In these days all of us, even Academicians, are to some extent believers in progress. Our golden age is no longer in the past, but in the future. We know that our early ancestors were a race of wretched cave-dwellers, and we believe that our still earlier ancestors were possessed of tails and pointed ears. Having come so far, we are sometimes inclined to forget that not every step has been an advance, and to entertain an illogical confidence that each future step must carry us still further forward; having indubitably progressed in many things, we think of ourselves as progressing in all. And as the pace of progress in science and in material things has become more and more rapid, we have come to expect a similar pace in art and letters, to imagine that the art of the future must be far finer than the art of the present or than that of the past, and that the art of one decade, or even of one year, must supersede that of the preceding decade or the preceding year, as the 1913 model in automobiles supersedes the model of 1912. More than ever before “To have done, is to hang quite out of fashion,” and the only title to consideration is to do something quite obviously new or to proclaim one’s intention of doing something newer. The race grows madder and madder. It is hardly two years since we first heard of “Cubism” and already the “Futurists” are calling the “Cubists” reactionary. Even the gasping critics, pounding manfully in the rear, have thrown away all impedimenta of traditional standards in the desperate effort to keep up with what seems less a march than a stampede.

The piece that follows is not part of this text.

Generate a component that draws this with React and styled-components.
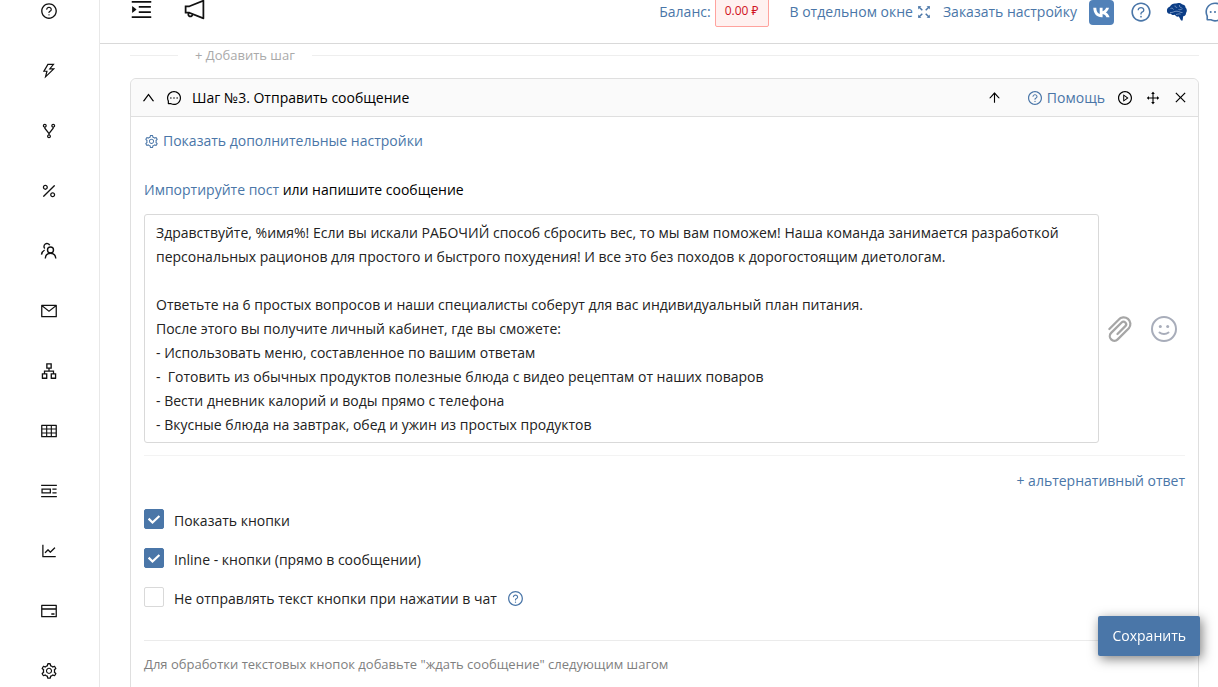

But while we talk so loudly of progress in the arts we have an uneasy feeling that we are not really progressing. If our belief in our own art were as full-blooded as was that of the great creative epochs, we should scarce be so reverent of the art of the past. It is, perhaps, a sign of anemia that we have become founders of museums and conservers of old buildings. If we are so careful of our heritage, it is surely from some doubt of our ability to replace it. When art has been vigorously alive, it has been ruthless in its treatment of what has gone before. No cathedral builder thought of reconciling his own work to that of the builder who preceded him; he built in his own way, confident of its superiority. And when the Renaissance builder came, in his turn, he contemptuously dismissed all medieval art as “Gothic” and barbarous, and was as ready to tear down an old façade as to build a new one. Even the most cock-sure of our moderns might hesitate to emulate Michelangelo in his calm destruction of three frescos by Perugino to make room for his own “Last Judgment.” He at least had the full courage of his convictions, and his opinion of Perugino is of record.

Not all of us would consider even Michelangelo’s arrogance entirely justified, but it is not only the Michelangelos who have had this belief in themselves. Apparently the confidence of progress has been as great in times that now seem to us decadent as in times that we think of as truly progressive. The past, or at least the immediate past, has always seemed “out of date,” and each generation, as it made its entrance on the stage, has plumed itself upon its superiority to that which was leaving it. The architect of the most debased baroque grafted his “improvements” upon the buildings of the high Renaissance with an assurance not less than that with which David and his contemporaries banished the whole charming art of the eighteenth century. Van Orley and Frans Floris were as sure of their advance upon the ancient Flemish painting of the Van Eycks and of Memling as Rubens himself must have been of his advance upon them.

We can see plainly enough that in at least some of these cases the sense of progress was an illusion. There was movement, but it was not always forward movement. And if progress was illusory in some instances, may it not, possibly, have been so in all? It is at least worth inquiry how far the fine arts have ever been in a state of true progress, going forward regularly from good to better, each generation building on the work of its predecessors and surpassing that work, in the way in which science has normally progressed when material conditions were favorable.